* [Data lines]

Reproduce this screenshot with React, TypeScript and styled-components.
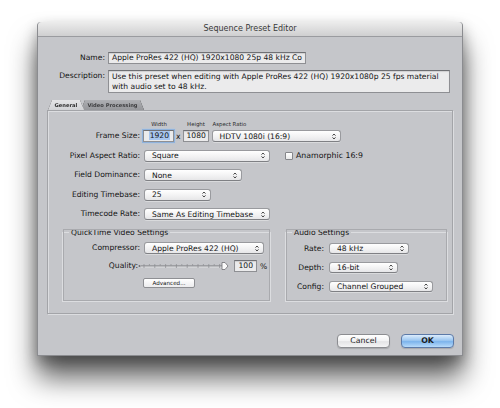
import styled, { createGlobalStyle } from "styled-components";

const GlobalStyle = createGlobalStyle`
  html, body {
    margin: 0;
    padding: 0;
    background: #ffffff;
  }
  body {
    font-family: "DejaVu Sans", "Liberation Sans", sans-serif;
    font-size: 7.6px;
    color: #141414;
  }
`;

const Stage = styled.div`
  width: 500px;
  height: 408px;
  box-sizing: border-box;
  padding: 22px 0 0 37px;
  overflow: hidden;
`;

const Window = styled.div`
  width: 426px;
  height: 334px;
  box-sizing: border-box;
  display: flex;
  flex-direction: column;
  background: #c5c6ca;
  border: 1px solid #8b8c90;
  border-top: none;
  border-radius: 4px 4px 0 0;
  box-shadow: 0 22px 28px rgba(0, 0, 0, 0.62), 0 6px 14px rgba(0, 0, 0, 0.3);
`;

const TitleBar = styled.div`
  height: 14px;
  line-height: 14px;
  text-align: center;
  font-size: 8px;
  color: #3a3a3a;
  background: linear-gradient(#ececec, #cfcfd0);
  border-bottom: 1px solid #9a9b9f;
  border-radius: 4px 4px 0 0;
`;

const Body = styled.div`
  flex: 1;
  display: flex;
  flex-direction: column;
  padding: 15px 9px 7px 9px;
`;

const Header = styled.div`
  display: grid;
  grid-template-columns: 58px 1fr;
  column-gap: 3px;
  row-gap: 6px;
  padding-right: 3px;
  align-items: start;
`;

const Label = styled.div<{ $w?: number }>`
  width: ${(p) => (p.$w ? `${p.$w}px` : "auto")};
  flex: none;
  text-align: right;
  line-height: 12px;
  white-space: nowrap;
`;

const Field = styled.div<{ $w?: number; $right?: boolean; $focus?: boolean }>`
  width: ${(p) => (p.$w ? `${p.$w}px` : "auto")};
  height: 12px;
  box-sizing: border-box;
  padding: 0 3px;
  line-height: 10px;
  text-align: ${(p) => (p.$right ? "right" : "left")};
  background: #ebebec;
  border: 1px solid #8e8f93;
  border-top-color: #6f7074;
  white-space: nowrap;
  overflow: hidden;
  box-shadow: ${(p) =>
    p.$focus ? "0 0 0 1px #8fb2dc, 0 0 2px 1px #a9c6ea" : "inset 0 1px 1px rgba(0,0,0,0.12)"};
`;

const DescField = styled(Field)`
  height: 23px;
  line-height: 10px;
  padding: 1px 3px;
  white-space: normal;
`;

const Selected = styled.span`
  background: #a8c6ee;
  padding: 0 1px;
`;

const TabBar = styled.div`
  display: flex;
  height: 10px;
  margin-top: 7px;
  padding-left: 1px;
  filter: drop-shadow(0 0 0.5px rgba(0, 0, 0, 0.8));
`;

const Tab = styled.div<{ $active?: boolean; $w: number }>`
  position: relative;
  width: ${(p) => p.$w}px;
  margin-left: ${(p) => (p.$active ? "0" : "-3px")};
  z-index: ${(p) => (p.$active ? 2 : 1)};
  font-size: 5.2px;
  font-weight: bold;
  line-height: 11px;
  text-align: center;
  color: ${(p) => (p.$active ? "#2e2e2e" : "#3e3e40")};
  &::before {
    content: "";
    position: absolute;
    inset: 0;
    z-index: -1;
    background: ${(p) =>
      p.$active ? "linear-gradient(#e4e4e6, #d2d3d6)" : "linear-gradient(#aeafb3, #96979b)"};
    clip-path: polygon(4px 0, calc(100% - 4px) 0, 100% 100%, 0 100%);
  }
`;

const Panel = styled.div`
  height: 204px;
  box-sizing: border-box;
  border: 1px solid #a3a4a8;
  box-shadow: inset 1px 1px 0 #dcdde0, 1px 1px 0 #dcdde0;
  padding: 10px 0 0 0;
  display: flex;
  flex-direction: column;
`;

const Rows = styled.div`
  display: flex;
  flex-direction: column;
  gap: 7.5px;
`;

const Row = styled.div<{ $gap?: number }>`
  display: flex;
  align-items: flex-end;
  gap: ${(p) => (p.$gap ?? 4)}px;
`;

const Stack = styled.div<{ $left?: boolean }>`
  display: flex;
  flex-direction: column;
  align-items: ${(p) => (p.$left ? "flex-start" : "center")};
`;

const Caption = styled.div`
  font-size: 5.4px;
  line-height: 7px;
  margin-bottom: 2px;
  color: #2a2a2a;
  padding-left: 1px;
`;

const Times = styled.span`
  line-height: 10px;
  margin: 0 -1px;
`;

const PopupBox = styled.div<{ $w: number; $h?: number }>`
  width: ${(p) => p.$w}px;
  height: ${(p) => p.$h ?? 12}px;
  box-sizing: border-box;
  display: flex;
  align-items: center;
  justify-content: space-between;
  padding: 0 4px 0 7px;
  background: linear-gradient(#ffffff, #f1f1f2 60%, #e6e6e8);
  border: 1px solid #999a9e;
  border-bottom-color: #7f8084;
  border-radius: 3px;
  white-space: nowrap;
  box-shadow: 0 1px 0 rgba(255, 255, 255, 0.35);
`;

const Arrows = () => (
  <svg width="4" height="7" viewBox="0 0 4 7">
    <path d="M0.5 2.6 L2 1 L3.5 2.6 M0.5 4.4 L2 6 L3.5 4.4" fill="none" stroke="#333" strokeWidth="0.9" />
  </svg>
);

const Popup = ({ w, h, children }: { w: number; h?: number; children: string }) => (
  <PopupBox $w={w} $h={h}>
    <span>{children}</span>
    <Arrows />
  </PopupBox>
);

const CheckWrap = styled.label`
  display: flex;
  align-items: center;
  gap: 3px;
  margin-left: 11px;
  line-height: 12px;
  font-size: 7.8px;
`;

const Check = styled.span`
  width: 8px;
  height: 8px;
  box-sizing: border-box;
  border: 1px solid #85868a;
  border-radius: 1px;
  background: linear-gradient(#ffffff, #e9e9ea);
`;

const Groups = styled.div`
  display: flex;
  gap: 14px;
  margin: 8px 0 0 14px;
`;

const Group = styled.fieldset<{ $w: number }>`
  width: ${(p) => p.$w}px;
  height: 74px;
  box-sizing: border-box;
  margin: 0;
  padding: 0;
  border: 1px solid #dcdde0;
  outline: 1px solid #a9aaae;
  outline-offset: -2px;
  min-width: 0;
`;

const Legend = styled.legend`
  margin-left: 6px;
  padding: 0 2px;
  line-height: 9px;
  font-size: 7.6px;
`;

const GroupRows = styled.div<{ $top: number; $gap: number }>`
  display: flex;
  flex-direction: column;
  gap: ${(p) => p.$gap}px;
  padding-top: ${(p) => p.$top}px;
`;

const GroupRow = styled.div<{ $gap?: number }>`
  display: flex;
  align-items: center;
  gap: ${(p) => (p.$gap ?? 4)}px;
`;

const SmallLabel = styled(Label)`
  line-height: 11px;
`;

const MiniButton = styled.div`
  width: 52px;
  height: 10px;
  box-sizing: border-box;
  margin-left: 80px;
  font-size: 5.6px;
  line-height: 8px;
  text-align: center;
  background: linear-gradient(#ffffff, #ececee);
  border: 1px solid #8e8f93;
  border-radius: 2px;
`;

const Footer = styled.div`
  margin-top: auto;
  margin-right: -1px;
  display: flex;
  justify-content: flex-end;
  gap: 11px;
`;

const Button = styled.div<{ $primary?: boolean }>`
  width: 53px;
  height: 14px;
  box-sizing: border-box;
  line-height: 12px;
  text-align: center;
  font-size: 7.8px;
  font-weight: ${(p) => (p.$primary ? "bold" : "normal")};
  color: #1c1c1c;
  border-radius: 4px;
  border: 1px solid ${(p) => (p.$primary ? "#5c7aa8" : "#8c8d91")};
  background: ${(p) =>
    p.$primary
      ? "linear-gradient(#dcecfc, #9cc7f1 45%, #7db4ec 55%, #b8dbfa)"
      : "linear-gradient(#ffffff, #f2f2f3 50%, #e4e4e6 55%, #f4f4f5)"};
  box-shadow: 0 1px 1px rgba(0, 0, 0, 0.15);
`;

const Slider = () => (
  <svg width="92" height="10" viewBox="0 0 92 10">
    <circle cx="1.5" cy="5" r="1" fill="#6a6a6e" />
    <line x1="3" y1="5" x2="86" y2="5" stroke="#77787c" strokeWidth="1" />
    <line x1="3" y1="6" x2="86" y2="6" stroke="#e6e6e8" strokeWidth="0.8" />
    {Array.from({ length: 15 }).map((_, i) => (
      <line key={i} x1={6 + i * 5.4} y1={3} x2={6 + i * 5.4} y2={i % 2 ? 4.5 : 7} stroke="#8a8b8f" strokeWidth="0.7" />
    ))}
    <path d="M84 1.5 h3 l3 3.5 l-3 3.5 h-3 z" fill="#fafafa" stroke="#6e6f73" strokeWidth="0.8" />
  </svg>
);

export default function App() {
  return (
    <>
      <GlobalStyle />
      <Stage>
        <Window>
          <TitleBar>Sequence Preset Editor</TitleBar>
          <Body>
            <Header>
              <Label>Name:</Label>
              <Field $w={198}>Apple ProRes 422 (HQ) 1920x1080 25p 48 kHz Co</Field>
              <Label>Description:</Label>
              <DescField>
                Use this preset when editing with Apple ProRes 422 (HQ) 1920x1080p 25 fps material with audio set to
                48 kHz.
              </DescField>
            </Header>

            <TabBar>
              <Tab $active $w={36}>General</Tab>
              <Tab $w={63}>Video Processing</Tab>
            </TabBar>

            <Panel>
              <Rows>
                <Row $gap={3}>
                  <Label $w={92}>Frame Size:</Label>
                  <Stack>
                    <Caption>Width</Caption>
                    <Field $w={31} $right $focus>
                      <Selected>1920</Selected>
                    </Field>
                  </Stack>
                  <Times>x</Times>
                  <Stack>
                    <Caption>Height</Caption>
                    <Field $w={26} $right>1080</Field>
                  </Stack>
                  <Stack $left>
                    <Caption>Aspect Ratio</Caption>
                    <Popup w={129}>HDTV 1080i (16:9)</Popup>
                  </Stack>
                </Row>
                <Row>
                  <Label $w={92}>Pixel Aspect Ratio:</Label>
                  <Popup w={126}>Square</Popup>
                  <CheckWrap>
                    <Check />
                    Anamorphic 16:9
                  </CheckWrap>
                </Row>
                <Row>
                  <Label $w={92}>Field Dominance:</Label>
                  <Popup w={98}>None</Popup>
                </Row>
                <Row>
                  <Label $w={92}>Editing Timebase:</Label>
                  <Popup w={67}>25</Popup>
                </Row>
                <Row>
                  <Label $w={92}>Timecode Rate:</Label>
                  <Popup w={126}>Same As Editing Timebase</Popup>
                </Row>
              </Rows>

              <Groups>
                <Group $w={209}>
                  <Legend>QuickTime Video Settings</Legend>
                  <GroupRows $top={5} $gap={6}>
                    <GroupRow>
                      <Label $w={77}>Compressor:</Label>
                      <Popup w={120}>Apple ProRes 422 (HQ)</Popup>
                    </GroupRow>
                    <GroupRow $gap={0}>
                      <Label $w={75}>Quality:</Label>
                      <Slider />
                      <Field $w={23} $right style={{ marginLeft: 4 }}>
                        100
                      </Field>
                      <span style={{ marginLeft: 3 }}>%</span>
                    </GroupRow>
                    <MiniButton>Advanced...</MiniButton>
                  </GroupRows>
                </Group>
                <Group $w={163}>
                  <Legend>Audio Settings</Legend>
                  <GroupRows $top={6} $gap={8}>
                    <GroupRow $gap={5}>
                      <SmallLabel $w={38}>Rate:</SmallLabel>
                      <Popup w={80} h={11}>48 kHz</Popup>
                    </GroupRow>
                    <GroupRow $gap={5}>
                      <SmallLabel $w={38}>Depth:</SmallLabel>
                      <Popup w={69} h={11}>16-bit</Popup>
                    </GroupRow>
                    <GroupRow $gap={5}>
                      <SmallLabel $w={38}>Config:</SmallLabel>
                      <Popup w={104} h={11}>Channel Grouped</Popup>
                    </GroupRow>
                  </GroupRows>
                </Group>
              </Groups>
            </Panel>

            <Footer>
              <Button>Cancel</Button>
              <Button $primary>OK</Button>
            </Footer>
          </Body>
        </Window>
      </Stage>
    </>
  );
}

* [Work to do]
Copy out all lines above that include the string "this".

* [The answer]
Reproduce this screenshot with React, TypeScript and styled-components.
                Use this preset when editing with Apple ProRes 422 (HQ) 1920x1080p 25 fps material with audio set to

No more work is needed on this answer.